Scan the following material for the string "with" and copy each line in which it appears.
--- Start GIVEN MATERIAL ---
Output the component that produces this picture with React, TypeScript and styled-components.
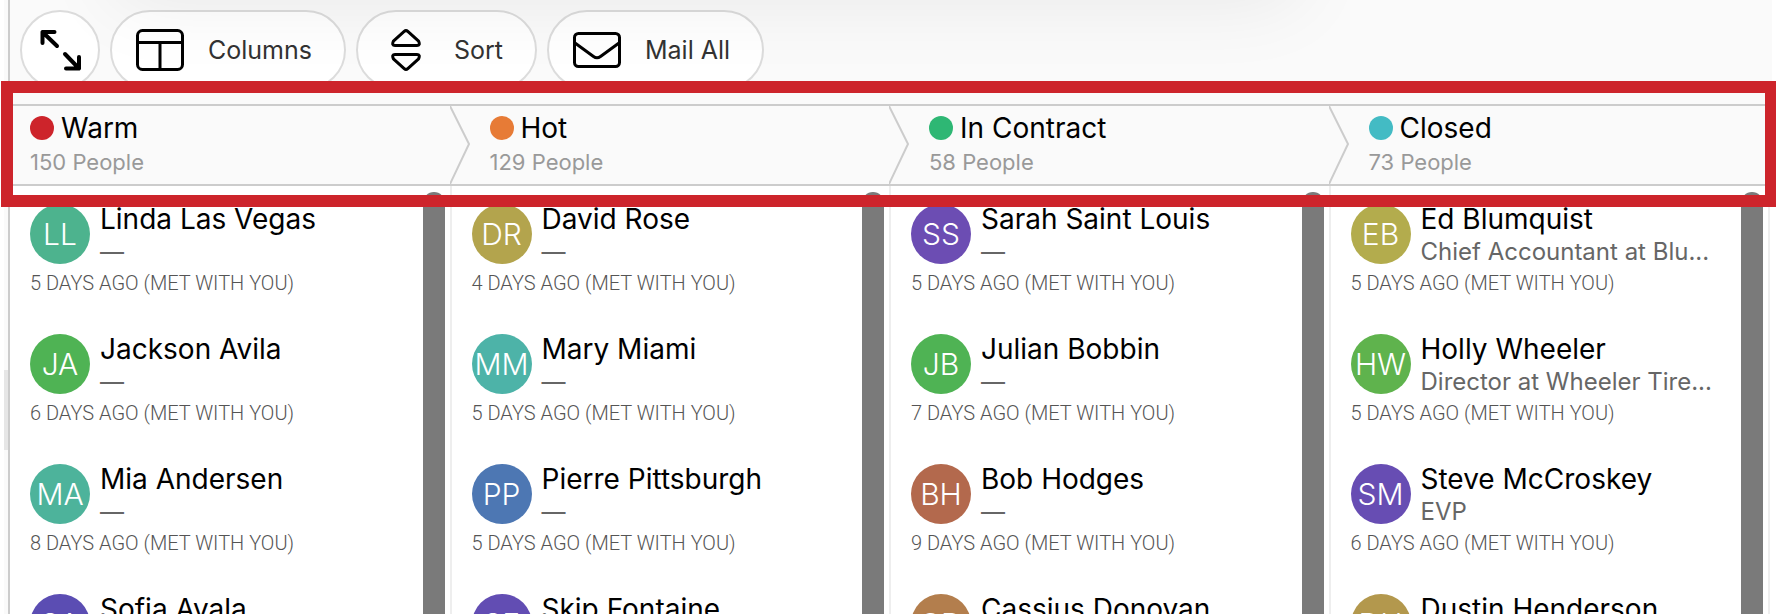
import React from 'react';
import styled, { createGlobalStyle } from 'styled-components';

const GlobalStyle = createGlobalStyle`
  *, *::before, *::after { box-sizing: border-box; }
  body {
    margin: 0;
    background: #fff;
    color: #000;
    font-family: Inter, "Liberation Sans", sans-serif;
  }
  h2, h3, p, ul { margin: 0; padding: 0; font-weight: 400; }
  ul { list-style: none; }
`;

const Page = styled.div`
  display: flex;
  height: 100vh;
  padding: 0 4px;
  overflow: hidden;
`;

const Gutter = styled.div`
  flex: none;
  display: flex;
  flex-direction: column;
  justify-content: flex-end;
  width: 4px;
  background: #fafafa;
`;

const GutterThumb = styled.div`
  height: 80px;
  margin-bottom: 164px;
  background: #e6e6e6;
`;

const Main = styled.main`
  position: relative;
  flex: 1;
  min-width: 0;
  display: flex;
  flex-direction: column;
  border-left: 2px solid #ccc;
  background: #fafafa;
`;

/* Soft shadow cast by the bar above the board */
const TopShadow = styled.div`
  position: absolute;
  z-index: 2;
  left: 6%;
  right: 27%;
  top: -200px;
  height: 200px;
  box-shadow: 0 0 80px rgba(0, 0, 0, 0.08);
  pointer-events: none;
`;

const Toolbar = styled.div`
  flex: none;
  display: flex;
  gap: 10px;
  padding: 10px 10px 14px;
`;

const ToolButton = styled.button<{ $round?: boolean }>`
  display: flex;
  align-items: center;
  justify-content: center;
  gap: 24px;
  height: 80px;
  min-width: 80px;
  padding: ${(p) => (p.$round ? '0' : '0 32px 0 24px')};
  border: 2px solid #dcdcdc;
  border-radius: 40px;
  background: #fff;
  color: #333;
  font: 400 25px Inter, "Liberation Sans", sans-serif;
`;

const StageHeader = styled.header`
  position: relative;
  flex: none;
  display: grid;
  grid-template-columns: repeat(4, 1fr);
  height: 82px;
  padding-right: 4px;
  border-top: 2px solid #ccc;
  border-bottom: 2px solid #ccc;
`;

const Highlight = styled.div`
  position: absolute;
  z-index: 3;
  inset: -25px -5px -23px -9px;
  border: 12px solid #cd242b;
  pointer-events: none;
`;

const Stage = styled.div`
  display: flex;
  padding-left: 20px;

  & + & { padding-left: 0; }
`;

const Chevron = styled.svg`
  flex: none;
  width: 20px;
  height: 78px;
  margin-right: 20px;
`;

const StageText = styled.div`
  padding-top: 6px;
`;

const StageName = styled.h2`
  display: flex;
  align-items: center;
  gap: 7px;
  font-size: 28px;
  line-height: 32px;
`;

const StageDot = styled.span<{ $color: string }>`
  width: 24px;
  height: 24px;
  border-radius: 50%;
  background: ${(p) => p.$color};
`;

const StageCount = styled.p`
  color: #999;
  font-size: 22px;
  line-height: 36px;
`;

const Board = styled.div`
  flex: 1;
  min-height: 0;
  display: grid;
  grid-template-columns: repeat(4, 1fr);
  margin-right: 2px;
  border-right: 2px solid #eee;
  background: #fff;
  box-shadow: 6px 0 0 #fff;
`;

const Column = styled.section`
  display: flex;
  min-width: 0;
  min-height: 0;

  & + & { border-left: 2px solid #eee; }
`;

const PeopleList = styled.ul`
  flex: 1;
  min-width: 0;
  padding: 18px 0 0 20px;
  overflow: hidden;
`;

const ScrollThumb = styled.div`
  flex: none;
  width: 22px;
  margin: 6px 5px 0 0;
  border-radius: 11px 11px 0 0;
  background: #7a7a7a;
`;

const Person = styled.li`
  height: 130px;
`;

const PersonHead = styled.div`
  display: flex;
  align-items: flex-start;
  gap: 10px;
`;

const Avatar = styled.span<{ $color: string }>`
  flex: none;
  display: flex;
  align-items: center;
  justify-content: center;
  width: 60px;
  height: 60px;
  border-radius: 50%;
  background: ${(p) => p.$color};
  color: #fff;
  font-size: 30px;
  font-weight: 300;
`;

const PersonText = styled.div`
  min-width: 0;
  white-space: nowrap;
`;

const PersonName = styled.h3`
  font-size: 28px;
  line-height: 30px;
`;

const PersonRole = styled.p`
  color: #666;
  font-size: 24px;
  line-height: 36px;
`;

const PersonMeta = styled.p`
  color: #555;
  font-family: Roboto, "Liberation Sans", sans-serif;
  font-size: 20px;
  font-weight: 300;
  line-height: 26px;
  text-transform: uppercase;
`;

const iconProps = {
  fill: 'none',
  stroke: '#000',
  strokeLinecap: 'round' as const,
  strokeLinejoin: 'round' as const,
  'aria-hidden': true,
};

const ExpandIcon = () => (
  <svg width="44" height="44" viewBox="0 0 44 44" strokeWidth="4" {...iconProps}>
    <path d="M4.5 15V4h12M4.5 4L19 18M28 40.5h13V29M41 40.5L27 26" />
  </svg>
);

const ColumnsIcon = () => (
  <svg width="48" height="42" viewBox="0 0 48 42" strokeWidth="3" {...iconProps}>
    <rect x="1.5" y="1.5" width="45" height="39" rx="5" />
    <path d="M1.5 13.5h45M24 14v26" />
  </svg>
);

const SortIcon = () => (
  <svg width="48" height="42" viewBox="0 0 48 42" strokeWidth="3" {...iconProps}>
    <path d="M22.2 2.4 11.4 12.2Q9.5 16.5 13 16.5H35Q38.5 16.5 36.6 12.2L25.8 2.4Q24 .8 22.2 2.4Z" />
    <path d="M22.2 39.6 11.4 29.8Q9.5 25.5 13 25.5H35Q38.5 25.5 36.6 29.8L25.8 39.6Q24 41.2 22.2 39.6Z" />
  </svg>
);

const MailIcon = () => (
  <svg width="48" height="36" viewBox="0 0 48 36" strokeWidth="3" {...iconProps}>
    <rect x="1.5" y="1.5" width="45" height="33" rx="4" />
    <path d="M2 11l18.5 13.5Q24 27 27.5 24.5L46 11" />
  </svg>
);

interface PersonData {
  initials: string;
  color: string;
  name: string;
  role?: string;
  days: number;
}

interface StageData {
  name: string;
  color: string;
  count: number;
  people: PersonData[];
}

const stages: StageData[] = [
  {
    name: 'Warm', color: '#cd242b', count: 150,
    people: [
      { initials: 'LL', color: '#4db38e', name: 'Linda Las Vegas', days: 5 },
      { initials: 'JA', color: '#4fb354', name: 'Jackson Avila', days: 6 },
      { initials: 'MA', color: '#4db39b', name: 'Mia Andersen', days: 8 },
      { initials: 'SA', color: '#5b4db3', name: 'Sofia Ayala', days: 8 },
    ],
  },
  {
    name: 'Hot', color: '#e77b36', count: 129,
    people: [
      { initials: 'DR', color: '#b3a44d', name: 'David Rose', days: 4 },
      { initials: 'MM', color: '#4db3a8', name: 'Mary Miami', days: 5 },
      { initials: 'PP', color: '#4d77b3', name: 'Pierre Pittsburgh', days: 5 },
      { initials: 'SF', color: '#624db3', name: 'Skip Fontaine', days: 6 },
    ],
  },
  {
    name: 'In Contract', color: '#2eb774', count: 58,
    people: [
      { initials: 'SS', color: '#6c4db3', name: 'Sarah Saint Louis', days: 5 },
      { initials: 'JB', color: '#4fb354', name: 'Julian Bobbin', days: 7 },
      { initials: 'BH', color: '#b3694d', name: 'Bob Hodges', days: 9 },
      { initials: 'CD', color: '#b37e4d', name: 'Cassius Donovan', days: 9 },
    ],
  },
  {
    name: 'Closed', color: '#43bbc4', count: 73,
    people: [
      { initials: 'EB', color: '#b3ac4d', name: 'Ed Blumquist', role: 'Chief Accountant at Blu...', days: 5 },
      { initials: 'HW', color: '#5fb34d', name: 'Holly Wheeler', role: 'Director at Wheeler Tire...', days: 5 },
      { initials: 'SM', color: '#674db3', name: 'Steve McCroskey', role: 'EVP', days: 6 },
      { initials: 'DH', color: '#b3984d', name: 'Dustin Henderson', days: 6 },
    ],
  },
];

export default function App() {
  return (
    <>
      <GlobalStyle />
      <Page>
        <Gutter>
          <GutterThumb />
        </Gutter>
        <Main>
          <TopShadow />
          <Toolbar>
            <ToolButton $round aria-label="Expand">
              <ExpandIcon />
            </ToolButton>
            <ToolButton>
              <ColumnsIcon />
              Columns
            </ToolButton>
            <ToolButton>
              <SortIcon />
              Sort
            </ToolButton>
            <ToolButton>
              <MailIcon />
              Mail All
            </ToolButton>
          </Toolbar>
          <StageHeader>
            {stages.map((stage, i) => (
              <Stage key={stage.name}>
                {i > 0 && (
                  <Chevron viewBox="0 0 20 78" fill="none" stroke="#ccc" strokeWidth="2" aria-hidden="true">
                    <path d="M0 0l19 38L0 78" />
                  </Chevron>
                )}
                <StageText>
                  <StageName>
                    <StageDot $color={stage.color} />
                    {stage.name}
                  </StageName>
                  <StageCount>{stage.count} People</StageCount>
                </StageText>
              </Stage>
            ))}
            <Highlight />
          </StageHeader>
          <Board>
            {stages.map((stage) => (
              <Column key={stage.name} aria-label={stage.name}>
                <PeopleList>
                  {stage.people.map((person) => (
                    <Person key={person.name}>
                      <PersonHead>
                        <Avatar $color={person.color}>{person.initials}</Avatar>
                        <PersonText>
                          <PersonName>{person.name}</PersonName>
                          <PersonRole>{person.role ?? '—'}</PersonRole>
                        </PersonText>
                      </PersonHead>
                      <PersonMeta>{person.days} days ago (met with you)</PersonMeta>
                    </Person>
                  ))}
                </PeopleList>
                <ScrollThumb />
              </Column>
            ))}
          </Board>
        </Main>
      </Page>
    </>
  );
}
--- End GIVEN MATERIAL ---
- [SOLUTION BELOW]:
Output the component that produces this picture with React, TypeScript and styled-components.
                      <PersonMeta>{person.days} days ago (met with you)</PersonMeta>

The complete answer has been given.